[WHAT TO DO] Locate the lines that hold the string "screenshot". Copy every such line.

* begin MATERIAL TO PROCESS *

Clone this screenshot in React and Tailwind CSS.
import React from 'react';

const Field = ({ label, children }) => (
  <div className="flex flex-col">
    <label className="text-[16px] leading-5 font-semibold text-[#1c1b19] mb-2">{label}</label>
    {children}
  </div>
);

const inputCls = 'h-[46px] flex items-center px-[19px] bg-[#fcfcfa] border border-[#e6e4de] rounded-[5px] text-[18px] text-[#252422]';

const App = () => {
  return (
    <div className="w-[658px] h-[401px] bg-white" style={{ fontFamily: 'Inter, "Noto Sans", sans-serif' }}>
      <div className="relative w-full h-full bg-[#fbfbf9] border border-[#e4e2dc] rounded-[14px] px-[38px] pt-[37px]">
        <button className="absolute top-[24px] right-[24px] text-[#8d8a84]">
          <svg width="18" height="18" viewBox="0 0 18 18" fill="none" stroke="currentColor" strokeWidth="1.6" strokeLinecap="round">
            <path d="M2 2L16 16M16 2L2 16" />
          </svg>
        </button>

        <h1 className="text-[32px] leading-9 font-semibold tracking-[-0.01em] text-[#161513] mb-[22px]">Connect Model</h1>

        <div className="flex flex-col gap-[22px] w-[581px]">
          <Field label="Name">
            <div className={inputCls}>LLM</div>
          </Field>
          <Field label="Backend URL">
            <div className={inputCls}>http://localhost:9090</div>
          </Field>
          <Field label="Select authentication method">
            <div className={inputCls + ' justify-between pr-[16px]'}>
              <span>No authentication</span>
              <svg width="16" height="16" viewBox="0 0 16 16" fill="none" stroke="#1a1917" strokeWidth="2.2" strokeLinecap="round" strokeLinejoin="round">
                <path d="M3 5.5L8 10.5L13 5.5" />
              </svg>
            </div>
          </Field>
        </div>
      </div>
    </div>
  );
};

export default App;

* end MATERIAL TO PROCESS *
* begin MATERIAL TO PROCESS *

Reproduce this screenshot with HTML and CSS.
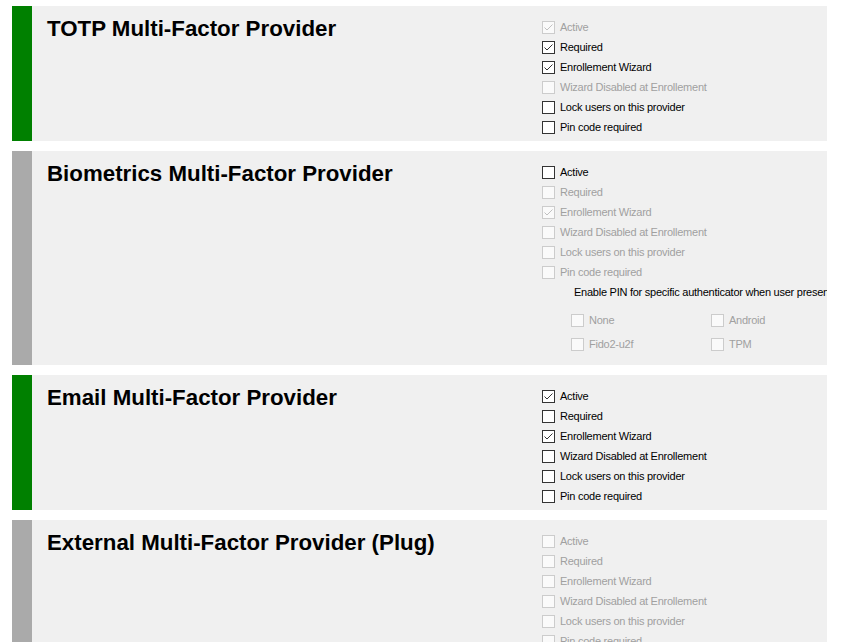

* end MATERIAL TO PROCESS *
* begin MATERIAL TO PROCESS *

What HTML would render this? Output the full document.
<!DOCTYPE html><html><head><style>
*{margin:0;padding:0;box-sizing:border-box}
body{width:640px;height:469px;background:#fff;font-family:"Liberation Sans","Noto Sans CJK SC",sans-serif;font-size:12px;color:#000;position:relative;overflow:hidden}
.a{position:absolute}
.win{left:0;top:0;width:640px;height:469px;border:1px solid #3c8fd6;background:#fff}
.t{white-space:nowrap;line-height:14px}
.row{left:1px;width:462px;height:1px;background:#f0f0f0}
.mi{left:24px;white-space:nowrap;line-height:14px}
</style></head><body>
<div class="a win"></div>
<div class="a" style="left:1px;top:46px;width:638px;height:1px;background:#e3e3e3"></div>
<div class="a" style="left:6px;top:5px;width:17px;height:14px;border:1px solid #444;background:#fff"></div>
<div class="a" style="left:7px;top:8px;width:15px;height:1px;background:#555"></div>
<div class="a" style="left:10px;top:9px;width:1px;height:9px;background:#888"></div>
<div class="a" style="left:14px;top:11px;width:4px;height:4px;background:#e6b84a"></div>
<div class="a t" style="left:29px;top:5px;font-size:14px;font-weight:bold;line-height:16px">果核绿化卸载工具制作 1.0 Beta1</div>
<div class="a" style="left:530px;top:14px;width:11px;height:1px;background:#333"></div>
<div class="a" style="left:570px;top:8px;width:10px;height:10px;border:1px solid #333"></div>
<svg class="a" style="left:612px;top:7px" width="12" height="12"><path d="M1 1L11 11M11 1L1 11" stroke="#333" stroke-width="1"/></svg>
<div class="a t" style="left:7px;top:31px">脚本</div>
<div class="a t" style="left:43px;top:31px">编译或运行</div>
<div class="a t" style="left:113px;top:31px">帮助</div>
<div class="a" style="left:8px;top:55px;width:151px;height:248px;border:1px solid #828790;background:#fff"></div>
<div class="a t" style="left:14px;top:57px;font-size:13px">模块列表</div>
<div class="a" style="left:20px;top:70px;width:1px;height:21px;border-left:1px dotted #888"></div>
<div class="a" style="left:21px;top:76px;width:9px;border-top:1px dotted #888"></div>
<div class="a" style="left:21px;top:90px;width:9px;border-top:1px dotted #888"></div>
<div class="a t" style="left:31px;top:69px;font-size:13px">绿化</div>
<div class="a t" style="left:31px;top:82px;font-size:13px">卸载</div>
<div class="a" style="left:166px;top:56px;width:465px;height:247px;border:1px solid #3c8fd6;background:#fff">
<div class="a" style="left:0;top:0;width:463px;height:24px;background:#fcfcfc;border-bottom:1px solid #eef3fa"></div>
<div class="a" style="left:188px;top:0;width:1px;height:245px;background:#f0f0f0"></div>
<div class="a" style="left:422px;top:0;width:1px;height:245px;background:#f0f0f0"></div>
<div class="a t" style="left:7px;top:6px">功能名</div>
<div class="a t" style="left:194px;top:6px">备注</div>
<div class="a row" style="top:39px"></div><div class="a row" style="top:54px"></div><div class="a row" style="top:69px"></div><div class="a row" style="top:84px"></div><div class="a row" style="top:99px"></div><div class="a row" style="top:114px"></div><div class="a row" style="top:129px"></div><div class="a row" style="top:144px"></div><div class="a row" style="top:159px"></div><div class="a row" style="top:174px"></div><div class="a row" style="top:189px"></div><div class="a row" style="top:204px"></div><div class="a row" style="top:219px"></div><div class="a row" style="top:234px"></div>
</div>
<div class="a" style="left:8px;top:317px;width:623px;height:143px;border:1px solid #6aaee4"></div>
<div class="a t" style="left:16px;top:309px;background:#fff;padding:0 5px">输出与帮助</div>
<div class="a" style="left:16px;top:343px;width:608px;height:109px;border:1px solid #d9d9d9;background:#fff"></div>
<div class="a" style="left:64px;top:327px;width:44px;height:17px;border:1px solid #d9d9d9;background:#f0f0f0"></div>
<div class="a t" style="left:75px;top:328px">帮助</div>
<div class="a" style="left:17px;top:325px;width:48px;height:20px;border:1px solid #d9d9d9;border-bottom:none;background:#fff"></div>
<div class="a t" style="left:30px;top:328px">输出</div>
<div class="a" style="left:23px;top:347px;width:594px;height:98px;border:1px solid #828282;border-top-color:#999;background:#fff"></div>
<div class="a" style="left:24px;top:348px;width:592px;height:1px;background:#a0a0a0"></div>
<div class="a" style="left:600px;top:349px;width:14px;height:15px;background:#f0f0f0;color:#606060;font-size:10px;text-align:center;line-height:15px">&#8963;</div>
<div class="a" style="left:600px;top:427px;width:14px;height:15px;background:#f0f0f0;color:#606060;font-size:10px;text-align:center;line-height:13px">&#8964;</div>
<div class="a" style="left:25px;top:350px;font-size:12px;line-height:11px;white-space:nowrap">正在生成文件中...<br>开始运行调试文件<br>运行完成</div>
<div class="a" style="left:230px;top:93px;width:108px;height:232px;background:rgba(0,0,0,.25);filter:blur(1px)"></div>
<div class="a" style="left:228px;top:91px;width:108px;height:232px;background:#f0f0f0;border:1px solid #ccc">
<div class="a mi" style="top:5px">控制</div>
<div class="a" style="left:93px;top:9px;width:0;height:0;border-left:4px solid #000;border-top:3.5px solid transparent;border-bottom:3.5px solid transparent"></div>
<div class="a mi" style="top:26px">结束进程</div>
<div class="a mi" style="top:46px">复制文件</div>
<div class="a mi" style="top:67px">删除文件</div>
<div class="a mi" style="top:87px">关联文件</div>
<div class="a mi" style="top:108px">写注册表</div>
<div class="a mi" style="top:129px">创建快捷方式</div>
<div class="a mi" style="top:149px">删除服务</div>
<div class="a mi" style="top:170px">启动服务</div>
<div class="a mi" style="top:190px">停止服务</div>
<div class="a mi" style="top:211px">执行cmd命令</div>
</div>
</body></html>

* end MATERIAL TO PROCESS *

[SOLUTION]
Clone this screenshot in React and Tailwind CSS.
Reproduce this screenshot with HTML and CSS.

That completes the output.